PARIS (LOG NEWS SERVICE) — A boat that fuels itself set off July 15 from Paris towards the Atlantic, beginning a 6-year journey its designers hope will serve as a model for emissions-free energy networks of the future.

The boat, Energy Observer, will use its solar panels, wind turbines and a hydrogen fuel cell system to power its trip.

The $5.25 million futuristic-looking 100-foot catamaran will rely on sun or wind during the day and tap into its hydrogen reservoirs at night. It produces its own hydrogen through electrolysis of seawater without greenhouse gas emissions.

During its 6-year journey, it plans 101 stopovers in 50 countries to meet people who are designing tomorrow’s future and to prove a cleaner world is possible.
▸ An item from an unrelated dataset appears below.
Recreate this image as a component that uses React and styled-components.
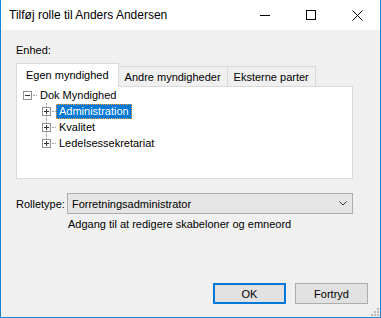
import React from 'react'
import styled, { createGlobalStyle, css } from 'styled-components'

const GlobalStyle = createGlobalStyle`
  html, body { margin: 0; padding: 0; background: #ffffff; }
  body { font-family: "Liberation Sans", Arial, sans-serif; font-size: 11px; color: #000; }
`

const Window = styled.div`
  width: 381px;
  height: 318px;
  box-sizing: border-box;
  border: 1px solid #1883d7;
  border-top: none;
  display: flex;
  flex-direction: column;
  background: #f0f0f0;
`
const TitleBar = styled.div`
  height: 30px;
  background: #ffffff;
  display: flex;
  align-items: center;
  flex-shrink: 0;
`
const Title = styled.div`
  flex: 1;
  padding-left: 8px;
  font-size: 12px;
  color: #000;
`
const CaptionButton = styled.div`
  width: 46px;
  height: 30px;
  display: flex;
  align-items: center;
  justify-content: center;
`
const Body = styled.div`
  flex: 1;
  display: flex;
  flex-direction: column;
  padding: 13px 0 0 15px;
  position: relative;
`
const Label = styled.div`
  height: 14px;
  line-height: 14px;
`
const TabStrip = styled.div`
  display: flex;
  align-items: flex-end;
  margin-top: 6px;
  height: 23px;
  position: relative;
  z-index: 1;
`
const Tab = styled.div`
  box-sizing: border-box;
  border: 1px solid #d9d9d9;
  border-bottom: none;
  margin-left: -1px;
  padding: 0 6px;
  display: flex;
  align-items: center;
  ${p => p.$active ? css`
    background: #ffffff;
    margin-left: 0;
    padding: 0 9px 1px 9px;
    margin-bottom: -1px;
    height: 24px;
  ` : css`
    height: 20px;
    background: #f0f0f0;
  `}
  &:first-child { margin-left: 0; }
`
const TabPanel = styled.div`
  width: 337px;
  height: 93px;
  box-sizing: border-box;
  border: 1px solid #d9d9d9;
  background: #ffffff;
  padding: 0 0 0 5px;
`
const TreeRow = styled.div`
  height: 16px;
  display: flex;
  align-items: center;
  position: relative;
  padding-left: ${p => p.$indent}px;
  ${p => p.$child && css`
    &::before {
      content: '';
      position: absolute;
      left: ${p.$indent + 4}px;
      top: 0;
      height: ${p.$last ? '8px' : '16px'};
      border-left: 1px dotted #a0a0a0;
    }
  `}
`
const Expander = styled.div`
  width: 9px;
  height: 9px;
  box-sizing: border-box;
  border: 1px solid #919191;
  background: #fff;
  position: relative;
  z-index: 1;
  display: flex;
  align-items: center;
  justify-content: center;
`
const Dots = styled.div`
  width: 4px;
  margin-left: 1px;
  border-top: 1px dotted #a0a0a0;
`
const NodeText = styled.div`
  height: 15px;
  line-height: 13px;
  box-sizing: border-box;
  padding: 0 2px;
  border: 1px solid transparent;
  ${p => p.$selected && css`
    background: #0078d7;
    color: #fff;
    border: 1px dotted #f0a030;
  `}
`
const RoleRow = styled.div`
  display: flex;
  align-items: center;
  margin-top: 14px;
`
const ComboBox = styled.div`
  margin-left: 2px;
  width: 286px;
  height: 21px;
  box-sizing: border-box;
  border: 1px solid #adadad;
  background: #e5e5e5;
  display: flex;
  align-items: center;
  padding: 0 5px 0 4px;
`
const ComboText = styled.div`
  flex: 1;
`
const Description = styled.div`
  margin: 3px 0 0 52px;
  height: 14px;
  line-height: 14px;
`
const ButtonRow = styled.div`
  margin-top: auto;
  margin-bottom: 13px;
  display: flex;
  justify-content: flex-end;
  gap: 9px;
  padding-right: 12px;
`
const Button = styled.div`
  width: 73px;
  height: 21px;
  box-sizing: border-box;
  border: 1px solid #adadad;
  background: #e1e1e1;
  display: flex;
  align-items: center;
  justify-content: center;
  ${p => p.$default && css`
    border: 2px solid #0078d7;
  `}
`
const Grip = styled.svg`
  position: absolute;
  right: 1px;
  bottom: 1px;
`

const Sign = ({ plus }) => (
  <svg width="7" height="7" viewBox="0 0 7 7">
    <path d="M1 3.5h5" stroke="#353535" strokeWidth="1" />
    {plus && <path d="M3.5 1v5" stroke="#353535" strokeWidth="1" />}
  </svg>
)

const children = ['Administration', 'Kvalitet', 'Ledelsessekretariat']

export default function App() {
  return (
    <>
      <GlobalStyle />
      <Window>
        <TitleBar>
          <Title>Tilføj rolle til Anders Andersen</Title>
          <CaptionButton>
            <svg width="11" height="11" viewBox="0 0 11 11"><path d="M0 5.5h10" stroke="#000" /></svg>
          </CaptionButton>
          <CaptionButton>
            <svg width="11" height="11" viewBox="0 0 11 11"><rect x="0.5" y="0.5" width="9" height="9" fill="none" stroke="#000" /></svg>
          </CaptionButton>
          <CaptionButton>
            <svg width="11" height="11" viewBox="0 0 11 11"><path d="M0.5 0.5l10 10M10.5 0.5l-10 10" stroke="#000" /></svg>
          </CaptionButton>
        </TitleBar>
        <Body>
          <Label>Enhed:</Label>
          <TabStrip>
            <Tab $active>Egen myndighed</Tab>
            <Tab>Andre myndigheder</Tab>
            <Tab>Eksterne parter</Tab>
          </TabStrip>
          <TabPanel>
            <TreeRow $indent={1}>
              <Expander><Sign /></Expander>
              <Dots />
              <NodeText>Dok Myndighed</NodeText>
            </TreeRow>
            {children.map((c, i) => (
              <TreeRow key={c} $indent={20} $child $last={i === children.length - 1}>
                <Expander><Sign plus /></Expander>
                <Dots />
                <NodeText $selected={i === 0}>{c}</NodeText>
              </TreeRow>
            ))}
          </TabPanel>
          <RoleRow>
            <Label>Rolletype:</Label>
            <ComboBox>
              <ComboText>Forretningsadministrator</ComboText>
              <svg width="8" height="5" viewBox="0 0 8 5"><path d="M0.5 0.5l3.5 3.5 3.5-3.5" fill="none" stroke="#333" /></svg>
            </ComboBox>
          </RoleRow>
          <Description>Adgang til at redigere skabeloner og emneord</Description>
          <ButtonRow>
            <Button $default>OK</Button>
            <Button>Fortryd</Button>
          </ButtonRow>
          <Grip width="8" height="8" viewBox="0 0 8 8">
            {[[6, 0], [6, 3], [3, 3], [6, 6], [3, 6], [0, 6]].map(([x, y]) => (
              <rect key={`${x}-${y}`} x={x} y={y} width="2" height="2" fill="#b8b8b8" />
            ))}
          </Grip>
        </Body>
      </Window>
    </>
  )
}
Originally designed in 1983 for offshore racing, the boat enjoyed a successful career in open-sea sailing races before skippers Frederic Dahirel and Victorien Erussard and a French research institute decided in 2013 to convert it into the Energy Observer project, which they called “the first hydrogen vessel around the world.”

Since then a team of close to 50 people including navigators, naval architects, engineers, designers, and communicators spread out across France have been actively working to recondition and transform the legendary sailboat into a vessel of the future.

“There is not one miracle solution to combat climate change: there are solutions which we must learn to operate together. That’s what we are doing with Energy Observer: allowing nature’s energies, as well as those of our society, to collaborate. We are bringing around our project, the knowledge from companies, laboratories, start-ups, and institutions together,” Erussard said in a statement on the boat’s website.

Erussard, former offshore racer and Energy Observer captain, and Jerome Delafosse, ocean explorer and filmmaker, are co-leaders of the expedition.

 A report from The Associated Press was used in this story.